**Goal**: Copy out each line containing "index" from the entries below.

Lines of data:
────────────────────

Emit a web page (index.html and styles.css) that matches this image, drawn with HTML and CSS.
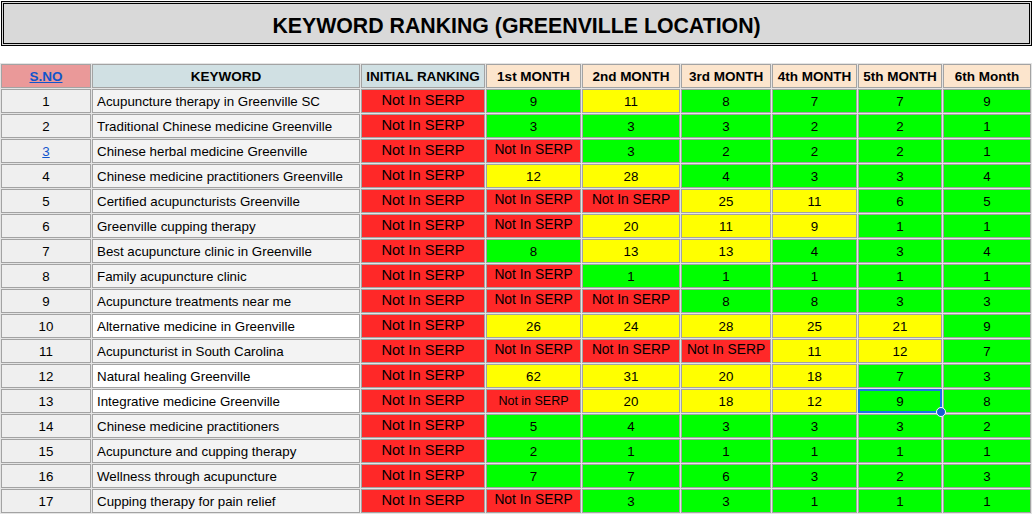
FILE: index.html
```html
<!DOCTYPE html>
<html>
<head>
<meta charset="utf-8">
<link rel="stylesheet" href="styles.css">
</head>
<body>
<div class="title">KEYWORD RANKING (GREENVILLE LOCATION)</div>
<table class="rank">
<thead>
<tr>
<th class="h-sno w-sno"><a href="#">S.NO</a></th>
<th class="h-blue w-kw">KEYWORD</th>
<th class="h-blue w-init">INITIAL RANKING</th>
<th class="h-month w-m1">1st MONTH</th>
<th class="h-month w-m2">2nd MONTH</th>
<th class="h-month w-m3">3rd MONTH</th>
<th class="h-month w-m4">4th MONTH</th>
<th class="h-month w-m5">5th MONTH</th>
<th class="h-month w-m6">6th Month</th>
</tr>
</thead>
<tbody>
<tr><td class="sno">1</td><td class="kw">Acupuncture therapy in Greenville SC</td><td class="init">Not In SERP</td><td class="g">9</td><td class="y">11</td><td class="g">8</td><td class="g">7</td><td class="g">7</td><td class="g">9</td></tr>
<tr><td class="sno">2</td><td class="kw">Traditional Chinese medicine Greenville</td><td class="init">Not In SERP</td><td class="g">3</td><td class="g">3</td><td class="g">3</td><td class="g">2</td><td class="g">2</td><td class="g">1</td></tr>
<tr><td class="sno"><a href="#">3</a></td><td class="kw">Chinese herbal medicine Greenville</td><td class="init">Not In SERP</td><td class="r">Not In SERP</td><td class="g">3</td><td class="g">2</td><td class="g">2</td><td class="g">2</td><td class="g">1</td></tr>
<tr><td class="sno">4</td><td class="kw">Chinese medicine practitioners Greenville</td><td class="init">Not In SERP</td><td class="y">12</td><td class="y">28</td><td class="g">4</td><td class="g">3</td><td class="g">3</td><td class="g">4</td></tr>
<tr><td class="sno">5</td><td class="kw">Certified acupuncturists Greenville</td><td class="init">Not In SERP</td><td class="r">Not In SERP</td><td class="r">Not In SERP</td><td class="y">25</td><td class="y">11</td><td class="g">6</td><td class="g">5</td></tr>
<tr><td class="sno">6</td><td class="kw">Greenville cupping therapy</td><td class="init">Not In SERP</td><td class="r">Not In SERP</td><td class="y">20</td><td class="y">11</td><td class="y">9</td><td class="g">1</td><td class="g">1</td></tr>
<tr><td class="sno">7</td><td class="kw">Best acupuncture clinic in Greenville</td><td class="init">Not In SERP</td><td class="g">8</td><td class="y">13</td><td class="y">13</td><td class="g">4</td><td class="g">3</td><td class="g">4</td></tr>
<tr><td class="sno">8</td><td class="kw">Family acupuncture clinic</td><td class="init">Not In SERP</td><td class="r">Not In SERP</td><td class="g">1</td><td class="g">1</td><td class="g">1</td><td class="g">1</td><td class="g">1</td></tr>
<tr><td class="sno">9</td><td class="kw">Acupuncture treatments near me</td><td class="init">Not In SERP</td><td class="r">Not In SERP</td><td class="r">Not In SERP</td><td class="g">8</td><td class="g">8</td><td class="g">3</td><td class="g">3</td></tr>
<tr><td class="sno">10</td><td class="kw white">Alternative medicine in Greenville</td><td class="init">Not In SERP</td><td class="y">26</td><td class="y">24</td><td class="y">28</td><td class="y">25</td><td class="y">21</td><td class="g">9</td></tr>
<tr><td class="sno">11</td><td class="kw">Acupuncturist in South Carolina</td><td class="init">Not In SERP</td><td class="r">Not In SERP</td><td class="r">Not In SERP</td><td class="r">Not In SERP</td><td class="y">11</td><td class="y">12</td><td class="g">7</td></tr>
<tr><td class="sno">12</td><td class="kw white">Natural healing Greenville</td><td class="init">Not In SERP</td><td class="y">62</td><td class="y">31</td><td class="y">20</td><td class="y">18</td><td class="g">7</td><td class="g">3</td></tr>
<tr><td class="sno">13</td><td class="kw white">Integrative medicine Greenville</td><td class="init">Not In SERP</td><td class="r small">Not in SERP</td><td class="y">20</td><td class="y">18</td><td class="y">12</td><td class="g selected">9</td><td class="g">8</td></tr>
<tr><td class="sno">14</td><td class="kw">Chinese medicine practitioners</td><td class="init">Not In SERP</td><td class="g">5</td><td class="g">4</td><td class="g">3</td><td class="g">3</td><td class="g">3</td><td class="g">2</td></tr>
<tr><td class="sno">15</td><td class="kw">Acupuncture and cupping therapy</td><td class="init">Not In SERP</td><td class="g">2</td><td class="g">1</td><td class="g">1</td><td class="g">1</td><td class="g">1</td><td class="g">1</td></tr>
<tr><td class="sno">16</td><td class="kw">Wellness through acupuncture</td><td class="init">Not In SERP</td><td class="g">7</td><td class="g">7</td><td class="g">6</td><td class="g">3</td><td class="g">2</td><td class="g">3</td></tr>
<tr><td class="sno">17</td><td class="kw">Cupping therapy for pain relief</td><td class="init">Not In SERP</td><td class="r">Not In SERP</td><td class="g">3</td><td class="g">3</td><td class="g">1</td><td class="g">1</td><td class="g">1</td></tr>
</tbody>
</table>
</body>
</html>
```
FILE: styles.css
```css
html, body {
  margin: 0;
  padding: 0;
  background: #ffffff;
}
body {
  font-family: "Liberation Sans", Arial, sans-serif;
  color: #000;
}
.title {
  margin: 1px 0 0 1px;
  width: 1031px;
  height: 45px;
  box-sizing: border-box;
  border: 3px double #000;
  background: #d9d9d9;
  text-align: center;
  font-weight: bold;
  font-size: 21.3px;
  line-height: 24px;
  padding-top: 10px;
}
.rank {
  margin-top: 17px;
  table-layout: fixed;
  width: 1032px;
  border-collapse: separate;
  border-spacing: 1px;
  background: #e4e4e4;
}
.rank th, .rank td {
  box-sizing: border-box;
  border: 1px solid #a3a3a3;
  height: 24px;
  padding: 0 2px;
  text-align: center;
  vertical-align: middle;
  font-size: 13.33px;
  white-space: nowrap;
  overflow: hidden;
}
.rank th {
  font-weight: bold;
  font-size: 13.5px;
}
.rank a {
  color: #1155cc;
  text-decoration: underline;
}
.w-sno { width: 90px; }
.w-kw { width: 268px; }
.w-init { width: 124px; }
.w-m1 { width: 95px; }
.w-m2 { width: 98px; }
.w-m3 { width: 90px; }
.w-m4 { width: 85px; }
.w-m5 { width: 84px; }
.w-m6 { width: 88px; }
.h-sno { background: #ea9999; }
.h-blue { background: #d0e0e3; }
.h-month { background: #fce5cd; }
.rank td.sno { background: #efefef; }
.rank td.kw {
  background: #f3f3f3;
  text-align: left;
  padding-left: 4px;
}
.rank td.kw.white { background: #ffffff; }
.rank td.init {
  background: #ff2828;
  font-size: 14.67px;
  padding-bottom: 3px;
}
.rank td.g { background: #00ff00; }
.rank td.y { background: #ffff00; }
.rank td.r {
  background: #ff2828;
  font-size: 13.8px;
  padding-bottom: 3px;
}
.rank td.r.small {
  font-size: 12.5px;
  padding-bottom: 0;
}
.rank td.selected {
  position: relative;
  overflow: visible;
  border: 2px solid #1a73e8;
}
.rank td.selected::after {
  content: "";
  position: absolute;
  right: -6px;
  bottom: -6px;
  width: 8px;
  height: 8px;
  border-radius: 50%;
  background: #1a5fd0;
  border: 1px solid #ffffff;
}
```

────────────────────

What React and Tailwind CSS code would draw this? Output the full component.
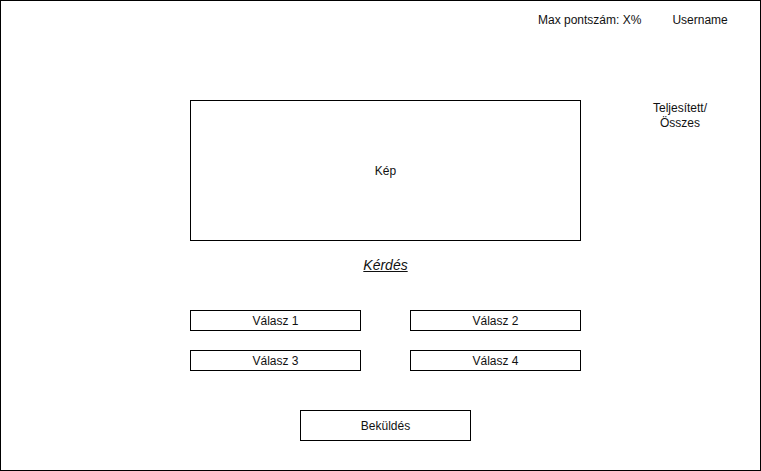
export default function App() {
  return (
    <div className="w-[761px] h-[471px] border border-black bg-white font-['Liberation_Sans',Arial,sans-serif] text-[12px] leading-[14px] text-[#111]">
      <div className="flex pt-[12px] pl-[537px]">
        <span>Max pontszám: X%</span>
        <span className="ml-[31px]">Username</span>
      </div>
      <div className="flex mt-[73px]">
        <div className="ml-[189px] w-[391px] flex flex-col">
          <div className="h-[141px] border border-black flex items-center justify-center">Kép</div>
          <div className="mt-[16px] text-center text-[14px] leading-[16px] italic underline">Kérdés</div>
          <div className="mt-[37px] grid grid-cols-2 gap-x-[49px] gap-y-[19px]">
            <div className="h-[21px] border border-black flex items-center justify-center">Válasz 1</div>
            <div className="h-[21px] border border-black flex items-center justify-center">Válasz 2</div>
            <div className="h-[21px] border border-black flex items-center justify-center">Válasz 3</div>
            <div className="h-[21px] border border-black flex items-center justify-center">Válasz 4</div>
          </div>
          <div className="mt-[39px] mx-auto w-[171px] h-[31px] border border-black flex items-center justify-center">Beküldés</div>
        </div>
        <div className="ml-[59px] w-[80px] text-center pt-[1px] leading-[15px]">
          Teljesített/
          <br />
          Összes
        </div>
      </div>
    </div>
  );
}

────────────────────

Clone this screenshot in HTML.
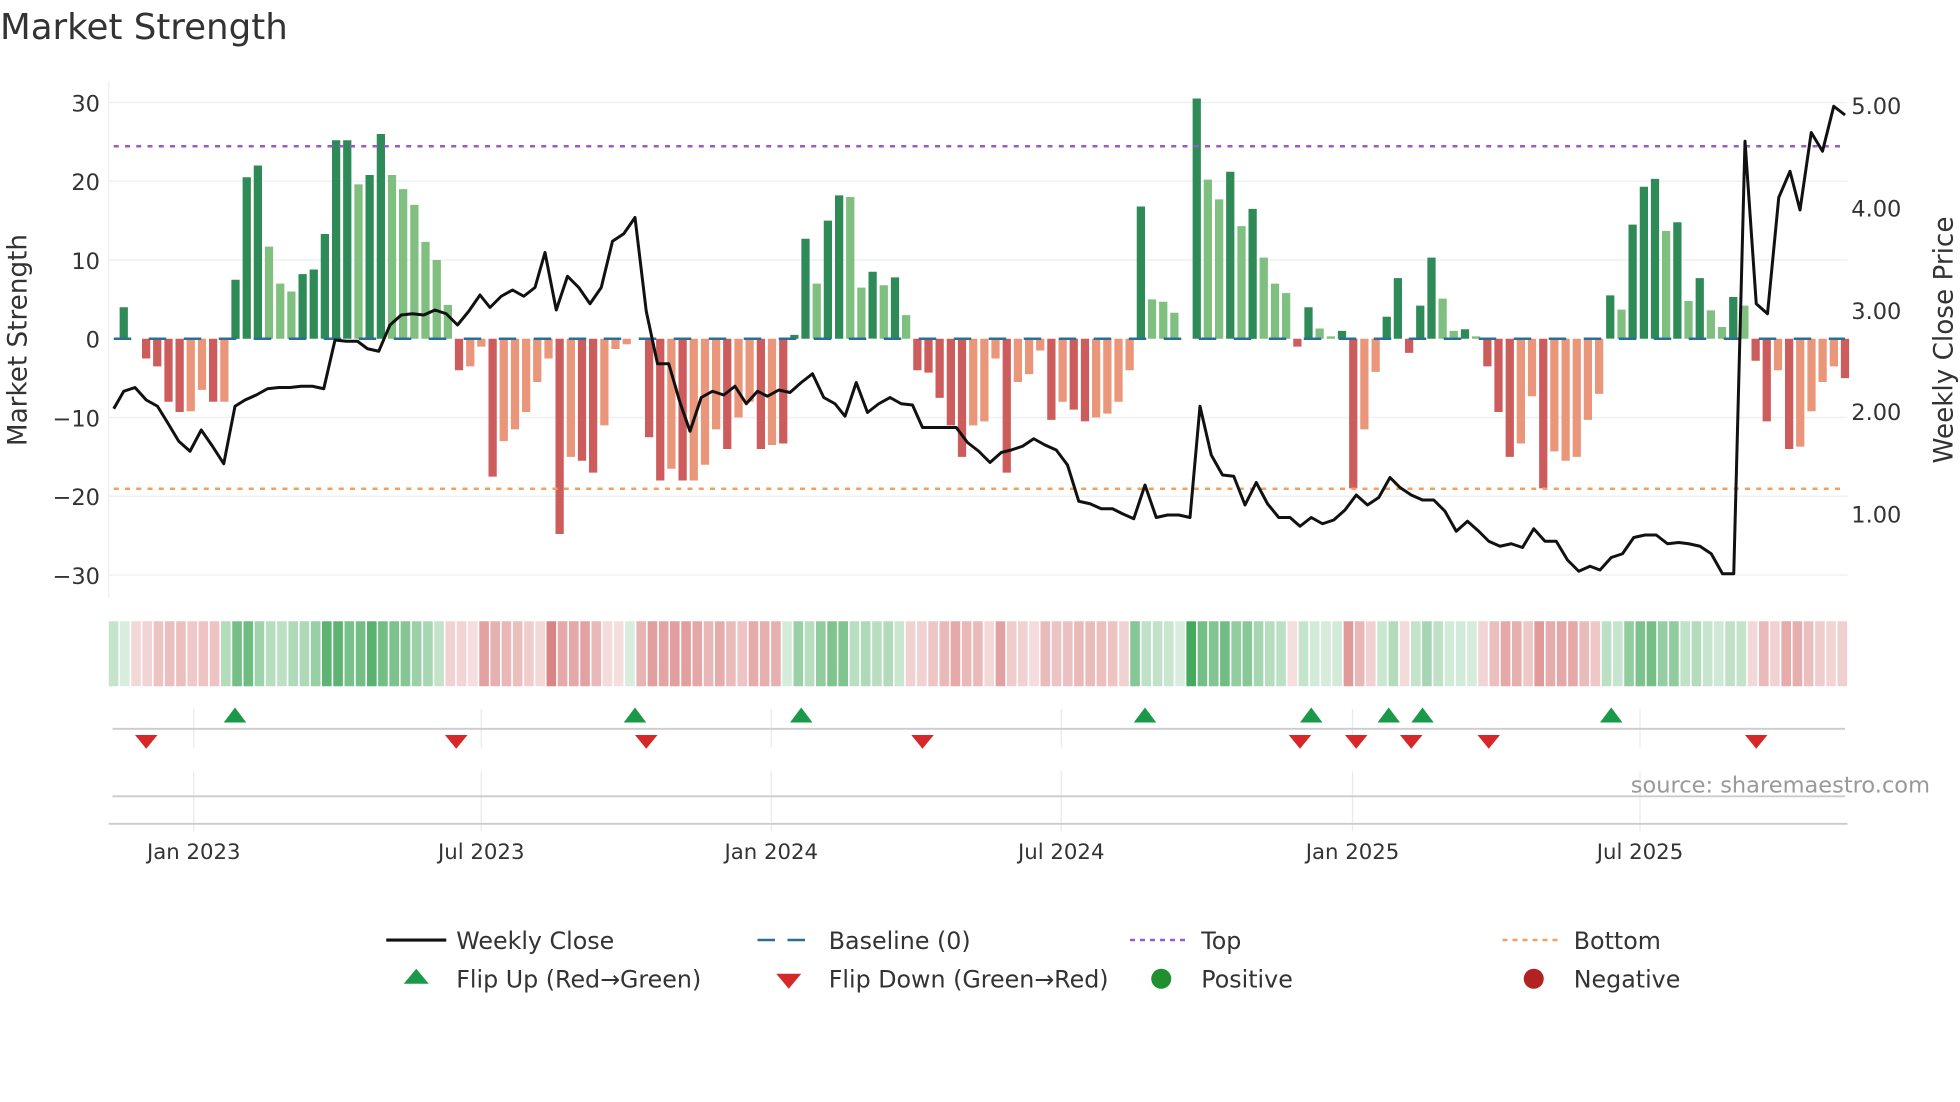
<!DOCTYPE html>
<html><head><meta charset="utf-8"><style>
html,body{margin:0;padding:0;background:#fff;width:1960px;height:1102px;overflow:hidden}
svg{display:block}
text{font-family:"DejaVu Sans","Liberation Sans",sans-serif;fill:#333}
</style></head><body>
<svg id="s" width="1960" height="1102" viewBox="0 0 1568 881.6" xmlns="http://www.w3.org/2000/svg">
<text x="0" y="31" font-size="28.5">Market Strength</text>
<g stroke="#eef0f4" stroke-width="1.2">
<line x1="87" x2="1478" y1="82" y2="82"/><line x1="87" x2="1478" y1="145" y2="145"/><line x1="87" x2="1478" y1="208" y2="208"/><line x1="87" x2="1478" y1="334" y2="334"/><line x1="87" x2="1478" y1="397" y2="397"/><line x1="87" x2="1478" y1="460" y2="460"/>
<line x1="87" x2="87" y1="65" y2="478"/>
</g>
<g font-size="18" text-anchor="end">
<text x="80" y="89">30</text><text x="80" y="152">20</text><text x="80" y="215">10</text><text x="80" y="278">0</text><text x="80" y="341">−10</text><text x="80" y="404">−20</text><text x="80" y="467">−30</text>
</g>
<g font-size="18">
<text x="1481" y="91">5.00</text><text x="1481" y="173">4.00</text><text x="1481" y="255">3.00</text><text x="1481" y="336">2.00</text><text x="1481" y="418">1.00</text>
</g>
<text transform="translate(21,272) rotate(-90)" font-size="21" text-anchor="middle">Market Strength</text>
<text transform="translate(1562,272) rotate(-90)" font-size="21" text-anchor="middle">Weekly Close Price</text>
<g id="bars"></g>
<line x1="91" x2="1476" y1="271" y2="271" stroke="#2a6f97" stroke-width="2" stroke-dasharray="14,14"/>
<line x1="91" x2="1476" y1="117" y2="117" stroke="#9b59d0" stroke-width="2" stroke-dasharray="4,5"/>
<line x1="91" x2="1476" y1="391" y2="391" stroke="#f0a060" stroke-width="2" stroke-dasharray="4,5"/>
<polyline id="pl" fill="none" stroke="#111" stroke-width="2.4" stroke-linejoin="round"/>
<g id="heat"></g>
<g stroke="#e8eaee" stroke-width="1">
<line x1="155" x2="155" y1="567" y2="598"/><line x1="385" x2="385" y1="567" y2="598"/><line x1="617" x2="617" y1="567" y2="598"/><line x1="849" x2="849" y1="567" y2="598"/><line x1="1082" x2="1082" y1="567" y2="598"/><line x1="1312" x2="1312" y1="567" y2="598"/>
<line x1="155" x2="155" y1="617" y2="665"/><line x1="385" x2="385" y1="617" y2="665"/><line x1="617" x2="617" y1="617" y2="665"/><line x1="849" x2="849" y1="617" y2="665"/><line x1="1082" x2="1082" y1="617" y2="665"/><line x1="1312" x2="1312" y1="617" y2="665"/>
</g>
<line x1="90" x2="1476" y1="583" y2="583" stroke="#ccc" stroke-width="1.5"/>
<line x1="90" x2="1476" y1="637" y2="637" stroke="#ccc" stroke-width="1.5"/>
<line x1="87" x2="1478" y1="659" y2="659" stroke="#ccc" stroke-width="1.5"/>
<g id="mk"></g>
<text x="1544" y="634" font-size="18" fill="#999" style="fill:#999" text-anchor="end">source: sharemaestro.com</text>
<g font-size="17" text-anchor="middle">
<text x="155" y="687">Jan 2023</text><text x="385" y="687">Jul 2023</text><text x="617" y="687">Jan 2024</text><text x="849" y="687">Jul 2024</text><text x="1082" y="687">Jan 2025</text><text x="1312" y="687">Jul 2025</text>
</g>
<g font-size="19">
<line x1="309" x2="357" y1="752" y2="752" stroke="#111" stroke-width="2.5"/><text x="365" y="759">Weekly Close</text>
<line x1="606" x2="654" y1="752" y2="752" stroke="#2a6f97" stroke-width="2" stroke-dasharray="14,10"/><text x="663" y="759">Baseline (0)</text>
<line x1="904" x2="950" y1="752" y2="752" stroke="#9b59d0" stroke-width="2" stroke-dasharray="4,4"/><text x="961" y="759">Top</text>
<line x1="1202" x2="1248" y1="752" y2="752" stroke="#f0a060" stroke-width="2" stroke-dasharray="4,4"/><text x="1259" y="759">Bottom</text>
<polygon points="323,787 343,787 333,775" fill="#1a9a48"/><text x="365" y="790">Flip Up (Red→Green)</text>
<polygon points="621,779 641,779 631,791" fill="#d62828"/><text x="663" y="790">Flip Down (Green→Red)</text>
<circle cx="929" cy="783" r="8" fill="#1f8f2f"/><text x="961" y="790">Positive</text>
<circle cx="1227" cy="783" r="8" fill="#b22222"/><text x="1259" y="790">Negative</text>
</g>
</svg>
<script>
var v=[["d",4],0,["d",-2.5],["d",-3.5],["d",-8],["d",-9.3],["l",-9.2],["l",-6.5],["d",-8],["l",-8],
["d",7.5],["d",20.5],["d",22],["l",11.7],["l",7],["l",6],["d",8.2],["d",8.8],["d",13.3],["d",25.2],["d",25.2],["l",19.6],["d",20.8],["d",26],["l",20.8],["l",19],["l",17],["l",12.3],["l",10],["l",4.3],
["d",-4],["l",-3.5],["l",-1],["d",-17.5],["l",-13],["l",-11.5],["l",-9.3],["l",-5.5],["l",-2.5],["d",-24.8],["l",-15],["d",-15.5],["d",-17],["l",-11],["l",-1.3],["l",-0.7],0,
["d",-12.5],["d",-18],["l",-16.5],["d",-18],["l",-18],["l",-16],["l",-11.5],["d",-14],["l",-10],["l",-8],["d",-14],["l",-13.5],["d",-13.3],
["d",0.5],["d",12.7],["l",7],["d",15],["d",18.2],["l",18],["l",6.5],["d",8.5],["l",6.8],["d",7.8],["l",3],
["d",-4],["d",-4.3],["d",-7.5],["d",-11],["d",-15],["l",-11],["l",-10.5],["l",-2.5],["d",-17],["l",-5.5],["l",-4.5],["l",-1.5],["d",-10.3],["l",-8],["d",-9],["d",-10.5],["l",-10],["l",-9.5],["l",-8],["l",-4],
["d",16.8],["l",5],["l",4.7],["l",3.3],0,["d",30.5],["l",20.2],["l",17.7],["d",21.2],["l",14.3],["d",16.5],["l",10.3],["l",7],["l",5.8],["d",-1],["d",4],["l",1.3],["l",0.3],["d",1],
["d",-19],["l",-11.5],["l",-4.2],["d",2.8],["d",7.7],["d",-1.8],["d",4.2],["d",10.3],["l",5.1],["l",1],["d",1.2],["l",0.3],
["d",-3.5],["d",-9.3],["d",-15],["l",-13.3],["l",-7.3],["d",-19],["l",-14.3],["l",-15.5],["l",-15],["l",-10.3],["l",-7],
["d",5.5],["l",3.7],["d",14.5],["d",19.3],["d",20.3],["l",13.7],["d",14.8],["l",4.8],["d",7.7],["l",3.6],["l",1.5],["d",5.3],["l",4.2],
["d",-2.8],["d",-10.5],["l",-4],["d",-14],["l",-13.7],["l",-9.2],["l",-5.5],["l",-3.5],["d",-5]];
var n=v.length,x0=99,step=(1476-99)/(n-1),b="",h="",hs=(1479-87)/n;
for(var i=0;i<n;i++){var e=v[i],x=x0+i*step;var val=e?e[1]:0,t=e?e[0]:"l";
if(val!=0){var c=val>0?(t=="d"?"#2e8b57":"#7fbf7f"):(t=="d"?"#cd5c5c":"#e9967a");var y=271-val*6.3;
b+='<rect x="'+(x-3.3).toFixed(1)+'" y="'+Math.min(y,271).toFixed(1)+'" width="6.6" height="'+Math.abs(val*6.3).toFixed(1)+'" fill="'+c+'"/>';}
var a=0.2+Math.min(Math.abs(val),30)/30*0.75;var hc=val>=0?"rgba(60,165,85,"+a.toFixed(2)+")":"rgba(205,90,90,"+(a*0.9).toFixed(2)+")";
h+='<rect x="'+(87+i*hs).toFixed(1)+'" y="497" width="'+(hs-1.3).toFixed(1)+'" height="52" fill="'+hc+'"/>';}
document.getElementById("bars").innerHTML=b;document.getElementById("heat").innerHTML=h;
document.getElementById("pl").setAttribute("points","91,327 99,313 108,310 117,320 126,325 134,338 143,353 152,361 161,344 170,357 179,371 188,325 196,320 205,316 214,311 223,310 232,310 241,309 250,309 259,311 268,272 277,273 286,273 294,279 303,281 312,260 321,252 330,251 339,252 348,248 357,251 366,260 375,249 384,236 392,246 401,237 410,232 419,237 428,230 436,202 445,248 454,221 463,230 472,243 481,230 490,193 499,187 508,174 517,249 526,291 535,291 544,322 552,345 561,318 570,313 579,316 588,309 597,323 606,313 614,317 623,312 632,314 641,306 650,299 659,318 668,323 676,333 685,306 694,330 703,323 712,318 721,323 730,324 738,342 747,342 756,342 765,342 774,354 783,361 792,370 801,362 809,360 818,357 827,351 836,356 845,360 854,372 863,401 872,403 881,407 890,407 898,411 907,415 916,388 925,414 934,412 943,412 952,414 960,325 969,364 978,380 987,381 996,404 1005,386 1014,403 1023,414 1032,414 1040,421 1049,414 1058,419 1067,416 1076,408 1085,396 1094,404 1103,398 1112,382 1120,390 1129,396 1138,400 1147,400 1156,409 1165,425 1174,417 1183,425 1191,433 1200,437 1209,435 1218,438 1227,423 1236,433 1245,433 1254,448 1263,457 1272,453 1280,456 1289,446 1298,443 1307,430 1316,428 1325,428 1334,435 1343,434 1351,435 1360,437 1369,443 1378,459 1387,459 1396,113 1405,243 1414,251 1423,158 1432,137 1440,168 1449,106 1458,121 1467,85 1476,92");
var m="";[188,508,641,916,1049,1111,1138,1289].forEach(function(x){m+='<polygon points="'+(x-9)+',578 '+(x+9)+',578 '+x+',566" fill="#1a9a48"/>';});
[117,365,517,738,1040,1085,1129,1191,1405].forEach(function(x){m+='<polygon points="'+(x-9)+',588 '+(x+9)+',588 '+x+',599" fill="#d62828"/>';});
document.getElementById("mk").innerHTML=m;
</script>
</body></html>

────────────────────

**Full solution**:
Emit a web page (index.html and styles.css) that matches this image, drawn with HTML and CSS.
FILE: index.html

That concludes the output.